• Given exercise: Find how many lines in the material hold the word "this", then state that number and nothing more.

★ ★ ★ ★

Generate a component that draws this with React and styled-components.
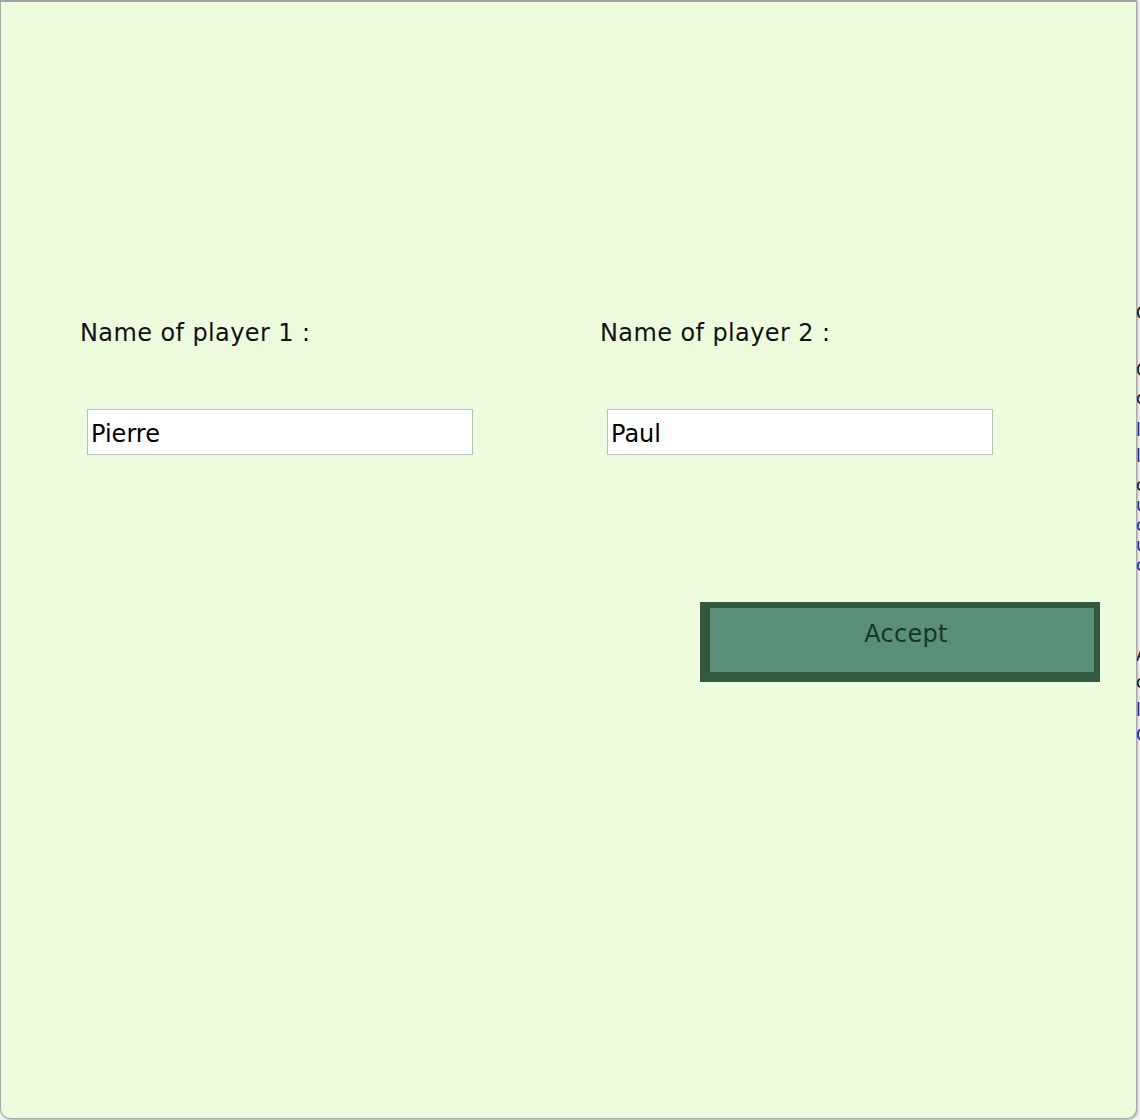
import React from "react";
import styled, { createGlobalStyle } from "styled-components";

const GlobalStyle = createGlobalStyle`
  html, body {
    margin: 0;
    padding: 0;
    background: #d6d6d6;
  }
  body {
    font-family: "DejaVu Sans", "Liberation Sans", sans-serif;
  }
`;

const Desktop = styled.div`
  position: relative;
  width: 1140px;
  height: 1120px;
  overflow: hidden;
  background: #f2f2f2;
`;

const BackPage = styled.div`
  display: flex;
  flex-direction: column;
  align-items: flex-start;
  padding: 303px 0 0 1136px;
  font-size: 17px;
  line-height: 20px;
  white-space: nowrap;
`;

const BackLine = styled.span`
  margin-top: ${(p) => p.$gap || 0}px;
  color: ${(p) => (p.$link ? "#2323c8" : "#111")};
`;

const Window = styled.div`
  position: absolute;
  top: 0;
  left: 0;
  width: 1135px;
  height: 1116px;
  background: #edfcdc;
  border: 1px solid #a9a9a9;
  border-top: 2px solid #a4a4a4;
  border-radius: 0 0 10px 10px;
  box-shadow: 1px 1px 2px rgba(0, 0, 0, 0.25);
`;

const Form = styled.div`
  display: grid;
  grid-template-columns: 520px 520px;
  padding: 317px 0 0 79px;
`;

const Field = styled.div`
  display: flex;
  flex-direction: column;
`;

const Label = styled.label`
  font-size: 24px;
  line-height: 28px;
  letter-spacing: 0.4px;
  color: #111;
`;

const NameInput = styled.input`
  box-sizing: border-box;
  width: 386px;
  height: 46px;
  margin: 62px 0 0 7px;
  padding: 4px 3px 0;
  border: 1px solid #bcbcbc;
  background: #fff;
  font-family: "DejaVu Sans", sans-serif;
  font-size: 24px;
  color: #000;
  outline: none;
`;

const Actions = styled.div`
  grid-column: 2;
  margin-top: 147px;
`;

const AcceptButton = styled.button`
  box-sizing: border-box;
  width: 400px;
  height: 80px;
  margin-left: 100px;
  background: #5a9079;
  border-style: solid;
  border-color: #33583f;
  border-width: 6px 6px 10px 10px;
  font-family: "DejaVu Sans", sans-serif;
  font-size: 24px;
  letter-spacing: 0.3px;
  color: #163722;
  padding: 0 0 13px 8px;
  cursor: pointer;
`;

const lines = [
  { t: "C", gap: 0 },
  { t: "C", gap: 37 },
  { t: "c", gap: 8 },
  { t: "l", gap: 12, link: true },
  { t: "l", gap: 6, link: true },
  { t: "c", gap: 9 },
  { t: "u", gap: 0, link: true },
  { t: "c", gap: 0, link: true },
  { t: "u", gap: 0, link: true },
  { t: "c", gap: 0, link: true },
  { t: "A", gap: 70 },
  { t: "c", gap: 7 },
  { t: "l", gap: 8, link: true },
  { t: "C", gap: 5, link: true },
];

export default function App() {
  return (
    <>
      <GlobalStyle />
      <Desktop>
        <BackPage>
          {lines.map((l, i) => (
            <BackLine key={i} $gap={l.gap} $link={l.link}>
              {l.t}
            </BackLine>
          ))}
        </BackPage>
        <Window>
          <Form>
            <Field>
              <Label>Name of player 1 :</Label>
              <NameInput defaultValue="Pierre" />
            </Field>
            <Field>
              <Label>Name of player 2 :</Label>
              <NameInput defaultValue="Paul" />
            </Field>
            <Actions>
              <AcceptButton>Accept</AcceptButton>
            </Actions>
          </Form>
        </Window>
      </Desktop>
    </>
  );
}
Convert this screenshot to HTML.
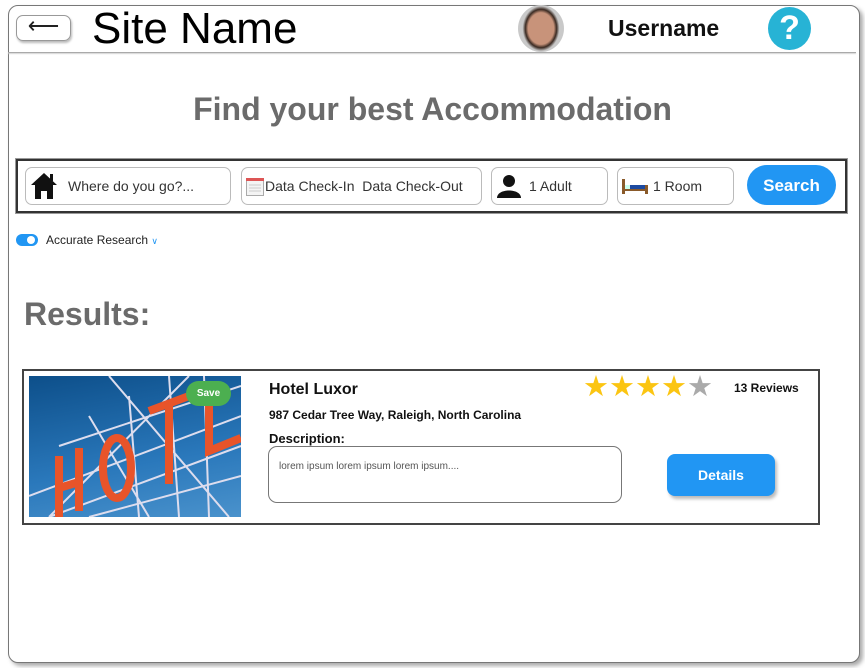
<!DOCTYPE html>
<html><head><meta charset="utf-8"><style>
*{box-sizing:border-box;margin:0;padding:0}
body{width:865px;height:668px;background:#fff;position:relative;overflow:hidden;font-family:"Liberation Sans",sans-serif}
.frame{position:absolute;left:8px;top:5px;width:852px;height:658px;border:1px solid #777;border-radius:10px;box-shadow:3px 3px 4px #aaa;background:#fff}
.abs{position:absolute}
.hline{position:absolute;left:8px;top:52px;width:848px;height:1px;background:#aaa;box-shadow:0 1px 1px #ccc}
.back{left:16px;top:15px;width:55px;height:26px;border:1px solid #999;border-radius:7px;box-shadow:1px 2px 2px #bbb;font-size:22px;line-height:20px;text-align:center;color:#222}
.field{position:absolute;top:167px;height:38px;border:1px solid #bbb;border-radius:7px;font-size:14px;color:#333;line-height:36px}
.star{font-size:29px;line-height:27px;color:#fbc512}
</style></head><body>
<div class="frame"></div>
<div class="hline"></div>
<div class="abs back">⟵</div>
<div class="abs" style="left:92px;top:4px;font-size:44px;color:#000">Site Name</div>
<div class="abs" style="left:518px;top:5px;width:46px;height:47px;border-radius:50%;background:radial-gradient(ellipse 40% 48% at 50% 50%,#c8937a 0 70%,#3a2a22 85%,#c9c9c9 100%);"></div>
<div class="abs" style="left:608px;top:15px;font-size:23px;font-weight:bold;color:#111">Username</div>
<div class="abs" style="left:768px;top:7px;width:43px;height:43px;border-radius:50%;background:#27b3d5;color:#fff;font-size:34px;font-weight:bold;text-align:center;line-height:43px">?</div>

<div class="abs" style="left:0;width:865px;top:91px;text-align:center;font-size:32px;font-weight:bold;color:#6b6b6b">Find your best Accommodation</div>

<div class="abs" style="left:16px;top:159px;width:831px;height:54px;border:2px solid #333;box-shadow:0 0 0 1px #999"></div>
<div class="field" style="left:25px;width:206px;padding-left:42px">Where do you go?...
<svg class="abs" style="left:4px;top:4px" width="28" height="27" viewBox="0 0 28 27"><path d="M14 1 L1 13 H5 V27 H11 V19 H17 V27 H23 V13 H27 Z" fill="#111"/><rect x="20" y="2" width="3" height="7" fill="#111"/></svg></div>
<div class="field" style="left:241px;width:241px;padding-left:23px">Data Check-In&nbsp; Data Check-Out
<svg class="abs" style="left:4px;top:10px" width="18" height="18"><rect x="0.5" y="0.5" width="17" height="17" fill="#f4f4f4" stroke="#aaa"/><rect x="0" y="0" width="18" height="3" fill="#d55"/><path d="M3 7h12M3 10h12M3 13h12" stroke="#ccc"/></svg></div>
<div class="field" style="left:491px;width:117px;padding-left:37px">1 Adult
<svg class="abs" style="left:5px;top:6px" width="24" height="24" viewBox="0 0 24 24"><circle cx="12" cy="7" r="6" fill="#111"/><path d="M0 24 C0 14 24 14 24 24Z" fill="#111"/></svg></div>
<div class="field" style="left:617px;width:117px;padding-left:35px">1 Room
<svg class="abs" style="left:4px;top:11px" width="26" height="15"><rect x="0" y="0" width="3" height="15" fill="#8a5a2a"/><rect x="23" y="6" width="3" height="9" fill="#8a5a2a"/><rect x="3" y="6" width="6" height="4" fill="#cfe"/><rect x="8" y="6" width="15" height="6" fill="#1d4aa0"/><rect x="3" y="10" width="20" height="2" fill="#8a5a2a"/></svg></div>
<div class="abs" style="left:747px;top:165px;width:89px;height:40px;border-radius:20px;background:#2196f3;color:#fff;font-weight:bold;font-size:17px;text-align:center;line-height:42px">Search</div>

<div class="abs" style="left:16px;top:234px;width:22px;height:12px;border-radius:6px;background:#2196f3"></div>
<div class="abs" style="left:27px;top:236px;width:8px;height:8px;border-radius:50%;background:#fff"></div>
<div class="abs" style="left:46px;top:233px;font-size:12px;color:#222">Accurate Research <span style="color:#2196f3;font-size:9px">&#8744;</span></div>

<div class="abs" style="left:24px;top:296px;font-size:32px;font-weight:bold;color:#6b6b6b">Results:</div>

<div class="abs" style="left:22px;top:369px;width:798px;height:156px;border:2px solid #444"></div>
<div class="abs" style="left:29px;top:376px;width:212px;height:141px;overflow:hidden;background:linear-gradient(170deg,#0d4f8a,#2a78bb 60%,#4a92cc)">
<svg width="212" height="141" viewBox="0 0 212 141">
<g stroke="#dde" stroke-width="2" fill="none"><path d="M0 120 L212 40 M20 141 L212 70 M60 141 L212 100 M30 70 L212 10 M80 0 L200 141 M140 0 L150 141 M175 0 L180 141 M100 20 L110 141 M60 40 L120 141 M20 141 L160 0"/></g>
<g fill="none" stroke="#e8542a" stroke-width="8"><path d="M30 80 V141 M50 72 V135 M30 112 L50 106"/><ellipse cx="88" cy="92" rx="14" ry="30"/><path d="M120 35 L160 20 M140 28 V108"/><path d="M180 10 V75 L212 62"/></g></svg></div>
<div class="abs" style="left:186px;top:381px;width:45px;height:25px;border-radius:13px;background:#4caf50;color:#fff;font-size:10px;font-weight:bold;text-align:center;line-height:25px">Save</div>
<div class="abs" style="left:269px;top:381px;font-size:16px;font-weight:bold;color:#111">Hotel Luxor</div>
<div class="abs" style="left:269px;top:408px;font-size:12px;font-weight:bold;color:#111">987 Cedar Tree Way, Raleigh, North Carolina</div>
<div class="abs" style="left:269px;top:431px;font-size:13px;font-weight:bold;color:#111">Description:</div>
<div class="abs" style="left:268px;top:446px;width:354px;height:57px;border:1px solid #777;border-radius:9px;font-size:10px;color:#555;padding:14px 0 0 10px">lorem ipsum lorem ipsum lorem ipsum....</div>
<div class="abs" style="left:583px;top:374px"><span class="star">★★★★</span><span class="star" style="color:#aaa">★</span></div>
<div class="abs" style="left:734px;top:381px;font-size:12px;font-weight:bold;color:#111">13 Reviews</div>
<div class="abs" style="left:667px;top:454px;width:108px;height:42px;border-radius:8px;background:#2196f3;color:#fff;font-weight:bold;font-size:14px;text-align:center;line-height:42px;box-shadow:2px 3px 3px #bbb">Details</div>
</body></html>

★ ★ ★ ★

• Task answer: 2